Eppure, le donne rischiano di scomparire. Non dietro un velo, un chador, un burqa. Come ordinano Bin Laden, o i tagliagole del nord dell’Afghanistan o la religione sciita o qualche moda occidentale incautamente inspirata alla sharia . Macché. Qui, le donne scompaiono dai luoghi istituzionali, dalle università, dai seminari, dibattiti. Succede dove si agitano piccole e grandi consorterie, dove si addensa un po’ di potere, dove la competizione è forte?

Naturalmente, anche le donne hanno le loro responsabilità. Conosco chi ha perso la pazienza. Non mi vuoi? Allora non mi meriti. Altre non intendono partecipare alle sfide tra maschi; altre ancora non hanno interesse a discutere le loro pratiche politiche assieme agli uomini.

Una potrebbe dire: va bene così. Gli uomini con gli uomini; le donne con le donne. Ci si incontra per fare un bambino, per mettere sù famiglia. Magari per il pranzo di Natale. Peccato che in questo modo la realtà non si modifica. Anzi, con l’interdizione di un sesso, senza un tessuto di relazioni, la realtà si impoverisce. E si impoverisce la cultura, il linguaggio. La politica. Che cos’è, d’altronde, se non una prova di questo impoverimento la follia di una legge orrenda come quella sulla procreazione assistita?
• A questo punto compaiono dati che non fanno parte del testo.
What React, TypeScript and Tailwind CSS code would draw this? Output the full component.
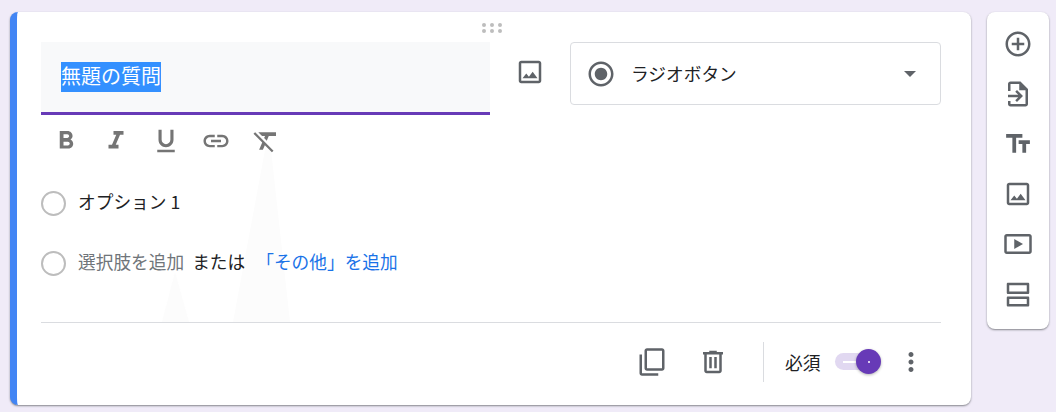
import type { ReactNode } from "react"

const paths = {
  image: "M19 5v14H5V5h14m0-2H5c-1.1 0-2 .9-2 2v14c0 1.1.9 2 2 2h14c1.1 0 2-.9 2-2V5c0-1.1-.9-2-2-2zm-4.86 8.86l-3 3.87L9 13.14 6 17h12l-3.86-5.14z",
  radio: "M12 7c-2.76 0-5 2.24-5 5s2.24 5 5 5 5-2.24 5-5-2.24-5-5-5zm0-5C6.48 2 2 6.48 2 12s4.48 10 10 10 10-4.48 10-10S17.52 2 12 2zm0 18c-4.42 0-8-3.58-8-8s3.58-8 8-8 8 3.58 8 8-3.58 8-8 8z",
  add: "M13 7h-2v4H7v2h4v4h2v-4h4v-2h-4V7zm-1-5C6.48 2 2 6.48 2 12s4.48 10 10 10 10-4.48 10-10S17.52 2 12 2zm0 18c-4.41 0-8-3.59-8-8s3.59-8 8-8 8 3.59 8 8-3.59 8-8 8z",
  bold: "M15.6 10.79c.97-.67 1.65-1.77 1.65-2.79 0-2.26-1.75-4-4-4H7v14h7.04c2.09 0 3.71-1.7 3.71-3.79 0-1.52-.86-2.82-2.15-3.42zM10 6.5h3c.83 0 1.5.67 1.5 1.5s-.67 1.5-1.5 1.5h-3v-3zm3.5 9H10v-3h3.5c.83 0 1.5.67 1.5 1.5s-.67 1.5-1.5 1.5z",
  italic: "M10 4v3h2.21l-3.42 8H6v3h8v-3h-2.21l3.42-8H18V4z",
  underline: "M12 17c3.31 0 6-2.69 6-6V3h-2.5v8c0 1.93-1.57 3.5-3.5 3.5S8.5 12.93 8.5 11V3H6v8c0 3.31 2.69 6 6 6zm-7 2v2h14v-2H5z",
  link: "M3.9 12c0-1.71 1.39-3.1 3.1-3.1h4V7H7c-2.76 0-5 2.24-5 5s2.24 5 5 5h4v-1.9H7c-1.71 0-3.1-1.39-3.1-3.1zM8 13h8v-2H8v2zm9-6h-4v1.9h4c1.71 0 3.1 1.39 3.1 3.1s-1.39 3.1-3.1 3.1h-4V17h4c2.76 0 5-2.24 5-5s-2.24-5-5-5z",
  clear: "M3.27 5L2 6.27l6.97 6.97L6.5 19h3l1.57-3.66L16.73 21 18 19.73 3.55 5.27 3.27 5zM6 5v.18L8.82 8h2.4l-.72 1.68 2.1 2.1L14.21 8H20V5H6z",
  copy: "M8 1h12c1.1 0 2 .9 2 2v14c0 1.1-.9 2-2 2H8c-1.1 0-2-.9-2-2V3c0-1.1.9-2 2-2zm0 2v14h12V3H8zM2 6h2v15h13v2H4c-1.1 0-2-.9-2-2V6z",
  trash: "M15 4V3H9v1H4v2h1v13c0 1.1.9 2 2 2h10c1.1 0 2-.9 2-2V6h1V4h-5zm2 15H7V6h10v13zM9 8h2v9H9zm4 0h2v9h-2z",
  more: "M12 8c1.1 0 2-.9 2-2s-.9-2-2-2-2 .9-2 2 .9 2 2 2zm0 2c-1.1 0-2 .9-2 2s.9 2 2 2 2-.9 2-2-.9-2-2-2zm0 6c-1.1 0-2 .9-2 2s.9 2 2 2 2-.9 2-2-.9-2-2-2z",
  title: "M2.5 4v3h5v12h3V7h5V4h-13zm19 5h-9v3h3v7h3v-7h3V9z",
  importFile: "M6 2h8l6 6v12c0 1.1-.9 2-2 2H6c-1.1 0-2-.9-2-2v-2.5h2V20h12V9h-5V4H6v5.5H4V4c0-1.1.9-2 2-2zM4 12.5h8.2l-2.4-2.4 1.4-1.4 4.8 4.8-4.8 4.8-1.4-1.4 2.4-2.4H4v-2z",
  video: "M3 4h18c1.1 0 2 .9 2 2v12c0 1.1-.9 2-2 2H3c-1.1 0-2-.9-2-2V6c0-1.1.9-2 2-2zm0 2v12h18V6H3zm6 2l7 4-7 4V8z",
  section: "M4 3h16c.55 0 1 .45 1 1v7c0 .55-.45 1-1 1H4c-.55 0-1-.45-1-1V4c0-.55.45-1 1-1zm1 2v5h14V5H5zM4 14h16c.55 0 1 .45 1 1v6c0 .55-.45 1-1 1H4c-.55 0-1-.45-1-1v-6c0-.55.45-1 1-1zm1 2v4h14v-4H5z",
}

function Icon({ d, className = "text-[#5f6368]" }: { d: string; className?: string }) {
  return (
    <svg viewBox="0 0 24 24" className={`w-[30px] h-[30px] shrink-0 fill-current ${className}`}>
      <path d={d} />
    </svg>
  )
}

function OptionRow({ children }: { children: ReactNode }) {
  return (
    <div className="flex items-center h-[60px]">
      <span className="w-[25px] h-[25px] rounded-full border-2 border-[#bdbdbd] shrink-0" />
      <div className="ml-[13px] -mr-px text-[17.7px] leading-6 -mt-[5px] -translate-x-px flex items-center">{children}</div>
    </div>
  )
}

export default function App() {
  const toolbar = [paths.bold, paths.italic, paths.underline, paths.link, paths.clear]
  const side = [paths.add, paths.importFile, paths.title, paths.image, paths.video, paths.section]

  return (
    <div className="w-[1056px] h-[412px] overflow-hidden bg-[#f0ebf8] pt-3 pl-[10px] flex items-start gap-4 font-['Noto_Sans_CJK_JP',sans-serif] text-[#202124]">
      {/* Question card */}
      <div className="relative w-[961px] h-[393px] bg-white rounded-lg border-l-[7px] border-[#4285f4] shadow-[0_1px_2px_rgba(60,64,67,0.6)] pl-6 pr-[30px] pt-[30px]">
        {/* faint watermark */}
        <svg className="absolute left-0 top-0 w-full h-full pointer-events-none" viewBox="0 0 954 393">
          <polygon points="145,310 172,310 158,260" fill="#fcfcfc" />
          <polygon points="216,310 273,310 254,138 248,138" fill="#fcfcfc" />
        </svg>

        {/* drag handle */}
        <div className="absolute left-[465px] top-[11px] grid grid-cols-3 gap-x-[3.75px] gap-y-[2px]">
          {[0, 1, 2, 3, 4, 5].map((i) => (
            <span key={i} className="w-[4px] h-[4px] rounded-full bg-[#bdbdbd]" />
          ))}
        </div>

        <div className="relative flex items-start">
          <div className="w-[449px] h-[73px] bg-[#f8f9fa] border-b-[3px] border-[#673ab7] pt-5 pl-5">
            <span className="inline-block h-[30px] leading-[28px] text-[20px] bg-[#3390ff] text-white">無題の質問</span>
          </div>
          <div className="ml-[25px] mt-[15px]">
            <Icon d={paths.image} />
          </div>
          <div className="ml-[25px] w-[371px] h-[63px] border border-[#dadce0] rounded flex items-center pl-[15px] pr-6">
            <Icon d={paths.radio} />
            <span className="ml-[15px] text-[17.7px] leading-6 flex-1 -mt-0.5">ラジオボタン</span>
            <span className="w-0 h-0 border-x-[6px] border-x-transparent border-t-[6px] border-t-[#5f6368]" />
          </div>
        </div>

        <div className="relative flex items-center h-[52px] pl-[10px] gap-5">
          {toolbar.map((d, i) => (
            <Icon key={i} d={d} className="text-[#757575]" />
          ))}
        </div>

        <div className="relative mt-[6px]">
          <OptionRow>
            <span>オプション 1</span>
          </OptionRow>
          <OptionRow>
            <span className="text-[#70757a]">選択肢を追加</span>
            <span className="ml-[8px]">または</span>
            <span className="ml-[11px] text-[#1a73e8]">「その他」を追加</span>
          </OptionRow>
        </div>

        <div className="relative mt-[29px] border-t border-[#dadce0] h-[83px] flex items-center justify-end">
          <div className="flex items-center -mt-[5px]">
            <Icon d={paths.copy} />
            <div className="ml-[31px]">
              <Icon d={paths.trash} />
            </div>
            <div className="ml-[35px] w-px h-10 bg-[#dadce0]" />
            <span className="ml-[21px] text-[17.7px] leading-6">必須</span>
            <div className="ml-[14.6px] relative w-[38px] h-[17px] rounded-full bg-[#e1d8f1] flex items-center pl-2">
              <span className="w-[14px] h-[2px] bg-white" />
              <span className="absolute left-[21px] -top-1 w-[25px] h-[25px] rounded-full bg-[#673ab7] shadow-[0_1px_3px_rgba(0,0,0,0.3)] flex items-center justify-center">
                <span className="w-[2px] h-[2px] bg-white rounded-full" />
              </span>
            </div>
            <div className="ml-[23px] mr-[15px]">
              <Icon d={paths.more} />
            </div>
          </div>
        </div>
      </div>

      {/* Side toolbar */}
      <div className="w-[62px] h-[317px] bg-white rounded-lg shadow-[0_1px_2px_rgba(60,64,67,0.6)] py-[7px] flex flex-col items-center">
        {side.map((d, i) => (
          <div key={i} className="h-[50px] flex items-center justify-center">
            <Icon d={d} />
          </div>
        ))}
      </div>
    </div>
  )
}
A Bologna il tentativo è stato, intanto, di ricominciare a nominare gli ostacoli. Provare a fare rete tra pratiche politiche. Mettere in campo i saperi. Ci sono stati contributi, tra le altre, di Maria Luisa Boccia, Gabriella Bonacchi, Caterina Botti, Maria Grazia Campari, Elena Del Grosso, Maddalena Gasparini, Marina Graziosi, Paola Melchiori, Lea Melandri, Grazia Negrin, Antonella Picchio, Tamar Pitch, Monica Toraldo di Francia, Monica Soldano, Anna Rollier, Ines Valanzuolo, Milli Virgilio, Grazia Zuffa,

Forse ci saranno altri incontri. Eventualmente, una pubblicazione-galateo sui cattivi e (ci auguriamo) sui buoni rapporti tra uomini e donne.